Presaging the Instrumentalist revolution in law and education of the late 19th century, the privileged and powerful of the Old World could say with virtual impunity, “The law is what I say it is, and nothing more pretentious.” Thus, in the Old World, the state reigned supreme and the individual merely sojourned to serve its greater purposes; the state determined what should be created, how it should be produced, and who should receive the resultant distribution; the state decreed who could engage in each and every task and for what return or recompense; the state declared the existence and content of any and all “social programs”; the state decided who might live and who should die.

New World, New Vision

By contrast, the New World offered a new and singular vision. The original beauty of our nation lay in its creed of expansive freedom of individual action and strict limitation of state control. Men were at liberty to live their lives, take their risks, and reap their rewards as they saw fit without government direction or interference. So long as men didn’t plunder or cheat their neighbors, the state kept its nose out of their lives and businesses. Our ancestors specifically sought to escape the squalid model of the Old World with its caste system, festering poverty, and pervasive malaise. They achieved this goal by a new vision of individual rights fit for the New World and protected by a special structure of limitations upon the state by means of a Constitution that spelled out personal rights safeguarded from collective trammel.

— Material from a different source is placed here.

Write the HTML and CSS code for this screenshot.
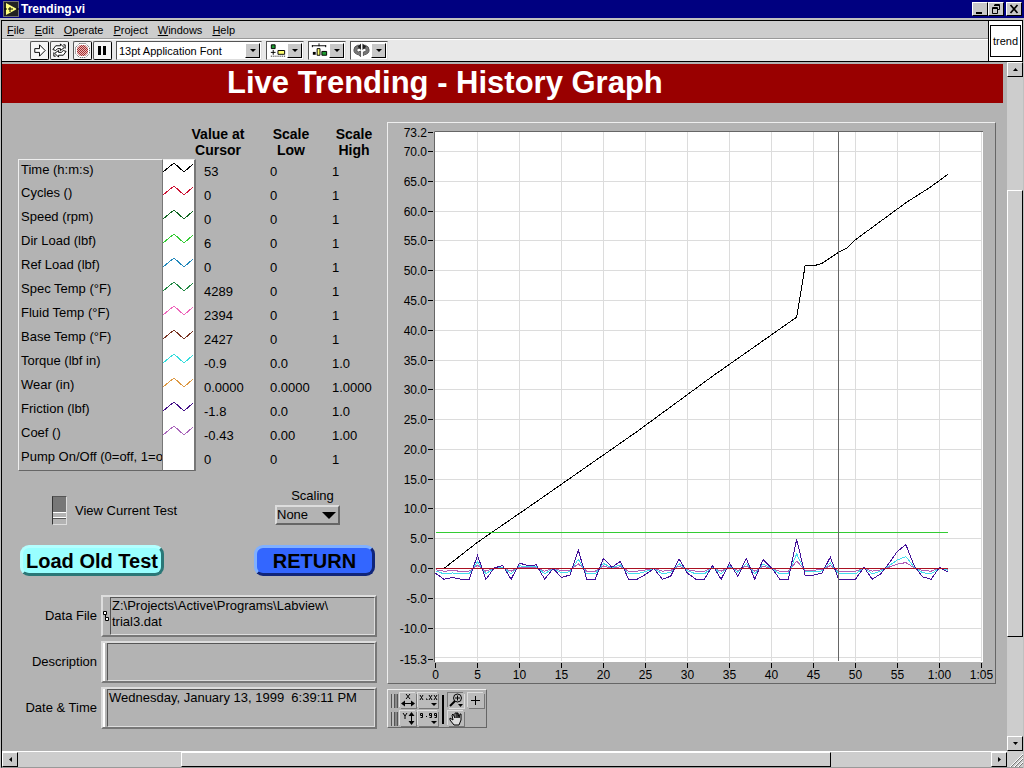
FILE: index.html
```html
<!DOCTYPE html>
<html lang="en">
<head>
<meta charset="utf-8">
<title>Trending.vi</title>
<link rel="stylesheet" href="styles.css">
</head>
<body>
<div class="window">
  <header class="titlebar">
    <svg class="app-icon" width="16" height="16" viewBox="0 0 16 16" aria-hidden="true">
      <rect width="16" height="16" fill="#222"/><rect x=".5" y=".5" width="15" height="15" fill="none" stroke="#c0c0c0" stroke-dasharray="1 1"/>
      <path d="M3 2L14 8L3 14Z" fill="#ffff80"/><path d="M1 8h3M5 8h5M7 6v5M13 8h3" stroke="#000" fill="none"/>
    </svg>
    <h1 class="caption">Trending.vi</h1>
    <div class="win-buttons">
      <button class="win-btn" aria-label="Minimize"><svg width="14" height="12" viewBox="0 0 14 12"><path d="M3 9h6v2H3z"/></svg></button>
      <button class="win-btn" aria-label="Restore"><svg width="14" height="12" viewBox="0 0 14 12"><path d="M5.500 1.500h5v5h-2M5 2.500h6M3.500 4.500h5v6h-5zM3 5.500h6" fill="none" stroke="#000"/></svg></button>
      <button class="win-btn win-close" aria-label="Close"><svg width="14" height="12" viewBox="0 0 14 12"><path d="M3.500 2l7 8M10.500 2l-7 8" fill="none" stroke="#000" stroke-width="1.700"/></svg></button>
    </div>
  </header>

  <div class="chrome">
    <div class="bars">
      <nav class="menubar">
        <a href="#"><u>F</u>ile</a><a href="#"><u>E</u>dit</a><a href="#"><u>O</u>perate</a><a href="#"><u>P</u>roject</a><a href="#"><u>W</u>indows</a><a href="#"><u>H</u>elp</a>
      </nav>
      <div class="toolbar">
        <div class="pair">
          <button class="tool" aria-label="Run"><svg width="17" height="17" viewBox="0 0 18 18"><path d="M4 7h5V3l6 6-6 6v-4H4z" fill="#fff" stroke="#000"/></svg></button>
          <button class="tool" aria-label="Run continuously"><svg width="17" height="17" viewBox="0 0 18 18"><path d="M2 8l3-4h5V2l4 4-4 3V7H7L5 9zM16 10l-3 4H8v2l-4-4 4-3v2h3l2-2z" fill="#fff" stroke="#000"/><path d="M13 3h2v4M5 15H3v-4" fill="none" stroke="#000"/></svg></button>
        </div>
        <div class="pair">
          <button class="tool" aria-label="Abort"><svg width="17" height="17" viewBox="0 0 17 17"><defs><pattern id="dots" width="2" height="2" patternUnits="userSpaceOnUse"><rect width="2" height="2" fill="#e7b9b9"/><path d="M0 0h1v1H0zM1 1h1v1H1z" fill="#a52c2c"/></pattern></defs><path d="M5.500 1.500h6l4 4v6l-4 4h-6l-4-4v-6z" fill="#fff" stroke="#555" stroke-dasharray="1 1"/><path d="M6 3h5l3 3v5l-3 3H6l-3-3V6z" fill="url(#dots)"/></svg></button>
          <button class="tool" aria-label="Pause"><svg width="17" height="17" viewBox="0 0 17 17"><path d="M4 4h3v9H4zM9 4h3v9H9z"/></svg></button>
        </div>
        <div class="combo combo-font"><select aria-label="Font"><option>13pt Application Font</option></select><span class="drop"></span></div>
        <button class="combo combo-icon" aria-label="Align objects"><svg width="20" height="15" viewBox="0 0 20 15"><path d="M3.500 1.500h4v4h-4z" fill="#1c9c30" stroke="#000"/><path d="M10.500 7.500h7v4h-7z" fill="#ffff70" stroke="#000"/><path d="M3 9.500h5M5.500 7v5" stroke="#000"/><path d="M3 13.500h16" stroke="#000" stroke-dasharray="1 1"/></svg><span class="drop"></span></button>
        <button class="combo combo-icon" aria-label="Distribute objects"><svg width="20" height="15" viewBox="0 0 20 15"><path d="M2 2.500h15M2.500 2v2M9.500 0v3M16.500 2v2" stroke="#000"/><path d="M3 9h3v3H3z"/><path d="M7.500 5.500h3v7h-3z" fill="#ffff70" stroke="#000"/><path d="M12.500 8.500h5v4h-5z" fill="#1c9c30" stroke="#000"/></svg><span class="drop"></span></button>
        <button class="combo combo-icon" aria-label="Reorder objects"><svg width="20" height="15" viewBox="0 0 20 15"><path d="M8 2H6Q2 3 2 7q0 4 5 5l2 2v-6l-2 1Q5 9 5 7q0-2 3-2zM12 2h2q4 1 4 5 0 4-5 5l-1 1v-4q3 0 3-2t-3-2z" fill="#777" stroke="#555"/><path d="M9.500 0v7L6 3.500zM11 0v7l4-3.500z" fill="#222"/></svg><span class="drop"></span></button>
      </div>
    </div>
    <div class="vi-icon"><span>trend</span></div>
  </div>

  <div class="viewport">
    <main class="panel">
      <h2 class="banner">Live Trending - History Graph</h2>
      <div class="content">
        <section class="left">
          <table class="legend">
            <colgroup><col class="c-name"><col class="c-plot"><col class="c-value"><col class="c-low"><col class="c-high"></colgroup>
            <thead><tr><td colspan="2"></td><th class="h-value" scope="col"><span>Value at<br>Cursor</span></th><th scope="col">Scale<br>Low</th><th scope="col">Scale<br>High</th></tr></thead>
            <tbody id="legend-rows"></tbody>
          </table>

          <div class="options">
            <label class="switch-label"><input type="checkbox" class="switch">View Current Test</label>
            <div class="scaling">
              <label for="scaling">Scaling</label>
              <div class="ring"><select id="scaling"><option>None</option></select></div>
            </div>
          </div>

          <div class="actions">
            <button class="action load">Load Old Test</button>
            <button class="action return">RETURN</button>
          </div>

          <div class="fields">
            <label for="data-file">Data File</label>
            <div class="field"><span class="path-handle"><svg width="7" height="12" viewBox="0 0 7 12"><path d="M.5 1.500h3v3h-3zM2.500 7.500h3v3h-3zM2.500 4v3.500" fill="#fff" stroke="#000"/></svg></span><textarea id="data-file" readonly>Z:\Projects\Active\Programs\Labview\
trial3.dat</textarea></div>
            <label for="description">Description</label>
            <div class="field"><span class="bar-handle"></span><textarea id="description"></textarea></div>
            <label for="date-time">Date &amp; Time</label>
            <div class="field"><span class="bar-handle"></span><textarea id="date-time" readonly>Wednesday, January 13, 1999  6:39:11 PM</textarea></div>
          </div>
        </section>

        <section class="right">
          <div class="graph"><svg id="graph" viewBox="388 123 607 560" role="img" aria-label="History graph"></svg></div>
          <div class="palette">
            <div class="pal-scale">
              <span class="lock"></span>
              <button class="pal" aria-label="Autoscale X"><svg width="16" height="15" viewBox="0 0 16 15"><path d="M6 1l4 5M10 1L6 6M2 10.500h12" stroke="#000" fill="none"/><path d="M1 10.500l4-3v6zM15 10.500l-4-3v6z"/></svg></button>
              <button class="pal" aria-label="X format"><svg width="20" height="15" viewBox="0 0 20 15"><path d="M2 2l3 5M5 2L2 7M11 2l3 5M14 2l-3 5M16 2l3 5M19 2l-3 5M8 6h1v1" stroke="#000" fill="none"/><path d="M13 10h6l-3 3z"/></svg></button>
              <span class="lock"></span>
              <button class="pal" aria-label="Autoscale Y"><svg width="16" height="15" viewBox="0 0 16 15"><path d="M3 2l2 3 2-3M5 5v3M11.500 3v9" stroke="#000" fill="none"/><path d="M11.500 1l3 4h-6zM11.500 14l3-4h-6z"/></svg></button>
              <button class="pal" aria-label="Y format"><svg width="20" height="15" viewBox="0 0 20 15"><path d="M4.500 4.500h-2v-2h2v4h-2M13.500 4.500h-2v-2h2v4h-2M18.500 4.500h-2v-2h2v4h-2M8 5.500h1" stroke="#000" fill="none"/><path d="M13 10h6l-3 3z"/></svg></button>
            </div>
            <span class="pal-divider"></span>
            <div class="pal-tools">
              <button class="pal down" aria-label="Zoom"><svg width="16" height="15" viewBox="0 0 16 15"><circle cx="9.500" cy="5" r="4" fill="none" stroke="#000"/><path d="M7 5h5M9.500 2.500v5" stroke="#000"/><path d="M7 8l-5 5" stroke="#000" stroke-width="2"/><path d="M10 11h5l-2.500 3z"/></svg></button>
              <button class="pal" aria-label="Cursor"><svg width="16" height="15" viewBox="0 0 16 15"><path d="M3 7.500h9M7.500 3v9" stroke="#000"/></svg></button>
              <button class="pal" aria-label="Pan"><svg width="16" height="15" viewBox="0 0 16 15"><path d="M6 14L2 9V7l3 2-1-5 1-1 2 4V2h2v5V2h1l1 5 1-4h1v6l-2 5z" fill="#ddd" stroke="#000"/></svg></button>
            </div>
          </div>
        </section>
      </div>
    </main>
    <div class="vscroll">
      <button class="sb-btn" aria-label="Scroll up"><svg width="5" height="3" viewBox="0 0 5 3"><path d="M0 3h5L2.500 0z"/></svg></button>
      <div class="track"><div class="v-thumb"></div></div>
      <button class="sb-btn" aria-label="Scroll down"><svg width="5" height="3" viewBox="0 0 5 3"><path d="M0 0h5L2.500 3z"/></svg></button>
    </div>
    <div class="hscroll">
      <button class="sb-btn" aria-label="Scroll left"><svg width="3" height="5" viewBox="0 0 3 5"><path d="M3 0v5L0 2.500z"/></svg></button>
      <div class="track"><div class="h-thumb"></div></div>
      <button class="sb-btn" aria-label="Scroll right"><svg width="3" height="5" viewBox="0 0 3 5"><path d="M0 0v5l3-2.500z"/></svg></button>
    </div>
    <div class="grip"><svg width="14" height="14" viewBox="0 0 14 14"><path d="M1 14L14 1M5 14l9-9M9 14l5-5" stroke="#fff"/><path d="M2 14L14 2M6 14l8-8M10 14l4-4" stroke="#777"/></svg></div>
  </div>
</div>
<script src="trend.js"></script>
</body>
</html>
```

FILE: styles.css
```css
* { box-sizing: border-box; }
body { margin: 0; font: 13px/16px "Liberation Sans", Arial, sans-serif; color: #000; background: #c0c0c0; }
button, select, textarea { font: inherit; color: inherit; border-radius: 0; margin: 0; }
button { padding: 0; cursor: pointer; }
svg { display: block; }
h1, h2 { margin: 0; }

.window { display: flex; flex-direction: column; min-height: 100vh; padding: 0 1px; }
.titlebar { display: flex; align-items: center; height: 18px; margin: 0 -1px; padding: 0 2px 0 3px; background: #000080; color: #fff; }
.caption { font-size: 12px; line-height: 16px; padding-left: 2px; flex: 1; }
.win-buttons { display: flex; }
.win-btn { width: 16px; height: 14px; background: #c8c8c8; border: 1px solid; border-color: #fff #000 #000 #fff; overflow: hidden; }
.win-close { margin-left: 2px; }

.chrome { display: flex; height: 42px; margin-top: 2px; border: 1px solid #000; }
.bars { flex: 1; min-width: 0; }
.menubar { display: flex; gap: 10px; height: 18px; padding: 1px 5px; background: #cdcdcd; font-size: 11px; border-bottom: 1px solid #999; }
.menubar a { color: #000; text-decoration: none; }
.toolbar { display: flex; gap: 4px; height: 22px; padding: 1px 0 1px 28px; background: #e8e8e8; border-top: 1px solid #fff; }
.pair { display: flex; gap: 1px; }
.tool { width: 19px; height: 19px; background: #f4f4f4; border: 1px solid; border-color: #555 #000 #000 #555; border-radius: 2px; overflow: hidden; }
.combo { display: flex; height: 19px; background: #fff; border: 1px solid; border-color: #555 #ddd #ddd #555; padding: 1px; align-items: stretch; }
.combo-font { width: 146px; }
.combo-font select { flex: 1; min-width: 0; border: 0; background: none; appearance: none; font-size: 11px; padding: 0 1px; outline: 0; }
.combo-icon { width: 38px; justify-content: space-between; }
.drop { width: 15px; flex: none; background: #c8c8c8; border: 1px solid; border-color: #fff #000 #000 #fff; display: grid; place-items: center; }
.drop::after { content: ""; border: 3px solid transparent; border-top-color: #000; border-bottom: 0; }
.vi-icon { width: 34px; background: #fff; border-left: 1px solid #000; padding: 4px 1px; }
.vi-icon span { display: grid; place-items: center; height: 32px; border: 1px solid #000; font-size: 11px; }

.viewport { flex: 1; display: grid; grid-template-columns: minmax(0, 1fr) 16px; grid-template-rows: 1fr 16px; border-left: 1px solid #000; border-bottom: 1px solid #999; }
.panel { background: #b3b3b3; padding-top: 2px; }
.banner { margin-right: 4px; padding-left: 225px; height: 39px; background: #990000; color: #fff; font-size: 31px; line-height: 38px; white-space: nowrap; }
.content { display: grid; grid-template-columns: minmax(0, 366fr) minmax(0, 609fr); gap: 3px; padding: 19px 11px 16px 16px; }

.legend { width: 100%; border-collapse: separate; border-spacing: 0; table-layout: fixed; }
.c-name { width: 144px; }
.c-plot { width: 34px; }
.c-value { width: 62px; }
.c-low { width: 66px; }
.legend thead td, .legend th { height: 37px; padding: 4px 0 0; font-size: 14px; line-height: 16px; vertical-align: top; white-space: nowrap; }
.h-value span { display: block; margin: 0 12px 0 -6px; }
.legend tbody td, .legend tbody th { height: 24px; padding: 0; white-space: nowrap; line-height: 16px; }
.legend tbody th { font-weight: normal; font-size: 13px; text-align: left; overflow: hidden; padding: 2px 2px 0; border-left: 1px solid #eee; }
.legend tbody tr:first-child th, .legend tbody tr:first-child .plot { border-top: 1px solid #eee; }
.legend tbody tr:last-child th, .legend tbody tr:last-child .plot { border-bottom: 1px solid #666; }
.legend tbody .plot { background: #fff; border-left: 1px solid #777; border-right: 2px solid #777; vertical-align: top; }
.legend tbody .num { padding: 1px 0 0 8px; }
.legend tbody .low { padding-left: 12px; }

.options { display: flex; justify-content: space-between; padding: 16px 44px 0 34px; }
.switch-label { display: flex; align-items: center; gap: 8px; height: 29px; margin-top: 9px; font-size: 13px; }
.switch { appearance: none; margin: 0; width: 15px; height: 29px; border: 1px solid; border-color: #555 #ddd #ddd #333; background: linear-gradient(#777 0 15px, #fff 15px 16px, #b3b3b3 16px 20px, #fff 20px 21px, #555 21px 22px, #b3b3b3 22px); }
.scaling { text-align: center; width: 66px; padding-left: 1px; }
.scaling label { display: block; padding-left: 10px; line-height: 18px; }
.ring { display: flex; align-items: center; height: 20px; border: 2px solid; border-color: #ddd #666 #666 #ddd; padding-right: 2px; }
.ring select { flex: 1; min-width: 0; border: 0; padding: 0; background: none; appearance: none; outline: 0; }
.ring::after { content: ""; border: 7px solid transparent; border-top-color: #000; border-bottom: 0; }

.actions { display: flex; justify-content: space-between; padding: 20px 9px 0 2px; }
.action { height: 31px; border: 3px solid; border-radius: 9px; font-size: 20px; font-weight: bold; line-height: 22px; white-space: nowrap; }
.load { width: 144px; background: #99ffff; border-color: #b4ffff #2a7777 #2a7777 #b4ffff; }
.return { width: 121px; background: #3366ff; border-color: #80b0ff #10257a #10257a #80b0ff; }

.fields { display: grid; grid-template-columns: 79px minmax(0, 1fr); column-gap: 4px; row-gap: 4px; align-items: center; padding: 19px 7px 0 0; }
.fields label { text-align: right; white-space: nowrap; }
.field { display: flex; height: 42px; border: 2px solid; border-color: #ddd #777 #777 #ddd; }
.field textarea { flex: 1; min-width: 0; height: 100%; resize: none; overflow: hidden; background: none; border: 1px solid; border-color: #555 #ddd #ddd #555; padding: 0 1px; line-height: 16px; outline: 0; white-space: pre-wrap; }
.path-handle { width: 7px; display: grid; place-items: center; }
.bar-handle { width: 2px; margin-right: 2px; background: #fff; }

.graph { border: 1px solid; border-color: #eee #666 #666 #eee; }
.graph svg { width: 100%; height: auto; }
.graph text { font-size: 12px; }
.y-text { text-anchor: end; }
.x-text { text-anchor: middle; }
.grid { stroke: #dcdcdc; }
.tick { stroke: #000; }
.cursor { stroke: #666; }
.trace { fill: none; shape-rendering: crispEdges; }

.palette { display: inline-flex; align-items: center; gap: 4px; margin-top: 5px; height: 39px; padding: 1px 2px 0 3px; border: 1px solid; border-color: #eee #666 #666 #eee; }
.pal-scale { display: grid; grid-template-columns: 7px 16px 20px; gap: 3px 2px; }
.pal-tools { display: grid; grid-template-columns: 16px 16px; gap: 3px 4px; }
.pal { height: 15px; border: 0; background: #bbb; box-shadow: 1px 1px 0 #777, -1px -1px 0 #ddd; }
.down { box-shadow: 1px 1px 0 #ddd, -1px -1px 0 #777; }
.lock { background: linear-gradient(90deg, #555 0 1px, #bbb 1px 3px, #555 3px 4px, #888 4px 6px, #555 6px); margin-top: 1px; }
.pal-divider { width: 2px; height: 29px; background: #000; }

.vscroll { display: flex; flex-direction: column; background: #cdcdcd; }
.hscroll { display: flex; background: #cdcdcd; border-top: 1px solid #fff; }
.sb-btn { width: 16px; height: 15px; flex: none; background: #c8c8c8; border: 1px solid; border-color: #fff #000 #000 #fff; display: grid; place-items: center; }
.track { flex: 1; display: flex; }
.vscroll .track { flex-direction: column; padding: 113px 0 99px; }
.v-thumb { flex: 1; border: 1px solid; border-color: #fff #000 #000 #fff; }
.hscroll .track { padding: 0 160px 0 163px; }
.h-thumb { flex: 1; border: 1px solid; border-color: #fff #000 #000 #fff; }
.grip { background: #cdcdcd; display: grid; place-items: end; }
```

FILE: trend.js
```js
const NS = "http://www.w3.org/2000/svg";

const rows = [
  ["Time (h:m:s)", "#000000", "53", "0", "1"],
  ["Cycles ()", "#cc1133", "0", "0", "1"],
  ["Speed (rpm)", "#116622", "0", "0", "1"],
  ["Dir Load (lbf)", "#33cc33", "6", "0", "1"],
  ["Ref Load (lbf)", "#2288bb", "0", "0", "1"],
  ["Spec Temp (°F)", "#228844", "4289", "0", "1"],
  ["Fluid Temp (°F)", "#ee66bb", "2394", "0", "1"],
  ["Base Temp (°F)", "#773322", "2427", "0", "1"],
  ["Torque (lbf in)", "#33dddd", "-0.9", "0.0", "1.0"],
  ["Wear (in)", "#dd9944", "0.0000", "0.0000", "1.0000"],
  ["Friction (lbf)", "#441188", "-1.8", "0.0", "1.0"],
  ["Coef ()", "#aa66bb", "-0.43", "0.00", "1.00"],
  ["Pump On/Off (0=off, 1=o", null, "0", "0", "1"]
];

document.getElementById("legend-rows").innerHTML = rows.map(([name, color, value, low, high]) => {
  const line = color
    ? `<svg width="31" height="22" viewBox="0 0 31 22"><path d="M0 12L11 3L21 12L30 4" fill="none" stroke="${color}" shape-rendering="crispEdges"/></svg>`
    : "";
  return `<tr><th scope="row">${name}</th><td class="plot">${line}</td>` +
    `<td class="num">${value}</td><td class="num low">${low}</td><td class="num">${high}</td></tr>`;
}).join("");

const graph = document.getElementById("graph");
const px = t => 435.5 + t * 8.4;
const py = v => 568.5 - v * 5.957;

function add(tag, attrs, text) {
  const el = document.createElementNS(NS, tag);
  for (const key in attrs) el.setAttribute(key, attrs[key]);
  if (text) el.textContent = text;
  graph.appendChild(el);
}
function line(x1, y1, x2, y2, cls) { add("path", { d: `M${x1} ${y1}L${x2} ${y2}`, class: cls }); }
function trace(points, color) {
  add("polyline", { points: points.map(([t, v]) => `${px(t)},${py(v)}`).join(" "), class: "trace", stroke: color });
}
const snap = n => Math.floor(n) + 0.5;

add("rect", { x: 434, y: 131, width: 549, height: 531, fill: "#fff" });
for (let v = -15; v <= 70; v += 5) line(435, snap(py(v)), 982, snap(py(v)), "grid");
for (let t = 5; t <= 65; t += 5) line(snap(px(t)), 132, snap(px(t)), 661, "grid");
add("path", { d: "M434.500 662V131.500H983", stroke: "#666", fill: "none" });

const yTicks = [73.2, -15.3];
for (let v = -10; v <= 70; v += 5) yTicks.push(v);
yTicks.forEach(v => {
  const y = snap(py(v));
  line(428, y, 433, y, "tick");
  add("text", { x: 427, y: y + 4.5, class: "y-text" }, v.toFixed(1));
});
for (let t = 0; t <= 65; t += 5) {
  const x = snap(px(t));
  line(x, 663, x, 668, "tick");
  add("text", { x, y: 679, class: "x-text" }, t < 60 ? String(t) : "1:" + String(t - 60).padStart(2, "0"));
}

const friction = [-0.8, -1.8, -1.5, -1.8, -1.8, 2.2, -1.8, 0.1, 0.5, -1.8, 0.9, 0.5, 0.6, -1.8, 0, -1.5, -1.1, 3.1,
  -1.8, -1.8, 1.7, 0.2, 1.2, -1.8, -1.8, -1, 0, -1.8, -1.3, 1.6, -0.8, -1.8, -1.8, 0.5, -1.8, 0.9, -1.3, 1.7, -1.8,
  1.5, 0.1, -1.8, -1.8, 4.9, -1.1, -1.1, -0.8, 1.9, -1.8, -1.8, -1.8, 0.2, -1.8, -0.9, 0.9, 2.9, 4, 0.4, -1.4, -1.8,
  0.2, -0.6];
const scaled = k => friction.map((v, t) => [t, v * k]);

trace([[0, 0], [1, 0], [5, 4.4], [12, 11.2], [24, 23], [33, 32.3], [43, 42.2], [44, 50.8], [45, 50.8], [46, 51.2],
  [48, 53.1], [49, 53.8], [50, 55.2], [56, 61.4], [59, 64.1], [61, 66.2]], "#000");
trace([[0, 6], [61, 6]], "#33cc33");
trace(scaled(0.25), "#b060b8");
trace(scaled(0.5), "#44ddee");
trace(scaled(1), "#441199");
trace([[0, 0], [61, 0]], "#aa1122");
line(838.5, 132, 838.5, 661, "cursor");
```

For years, the United States retained and followed this novel vision. In so doing, within a single lifetime, our citizens—all immigrants from the faltering and oppressive Old World—came to enjoy the highest standard of living (including, not incidentally, health care, educational progress, artistic stimulation, and a whole host of other values which form the essence of civilization) that the world, old or new, had ever known. What perceptive philosophers had long surmised became proven in fact: unfettered free men and women will produce the best, most civil, most advanced, most honorable society possible.

Men without chains eliminated drudgery, advanced science, improved life, and engendered happiness for all segments of society. Amazingly, the “poor” benefited relatively more substantially than the wealthy in the United States, a stark contrast to the Old World of privilege and patronage. And, all the while, those truly important “social action” projects were fulfilled in a manner much superior to that prevailing in myopic Old World fiefdoms.

Free men recognize what is essential and proceed to accomplish such necessary tasks, unbound by archaic regulations and stifling bureaucratic murk. Slaves see no farther than the end of the master’s nose. After all, it doesn’t pay for a servant or a serf to venture into the unusual or unknown.

This century, however, has borne witness to a remarkable turnabout in attitude, integrity, productivity, and civility. This retrenchment seeks to take root in an inordinate idealization of a foreign model, the Old World way of doing things. Gradually we are encouraged to ape Old World social and legal systems, venerating them for their supposed wisdom and humanity, and adopting them for our own. In so doing, we not only depart from the core of our greatness but also take on the trappings of a failing and faded civilization, a social system erected on force, malevolence, mediocrity, and mandate. Our forebears left those Old World evils for good reason; we would do well to emulate • our ancestors, not the heritage they discarded.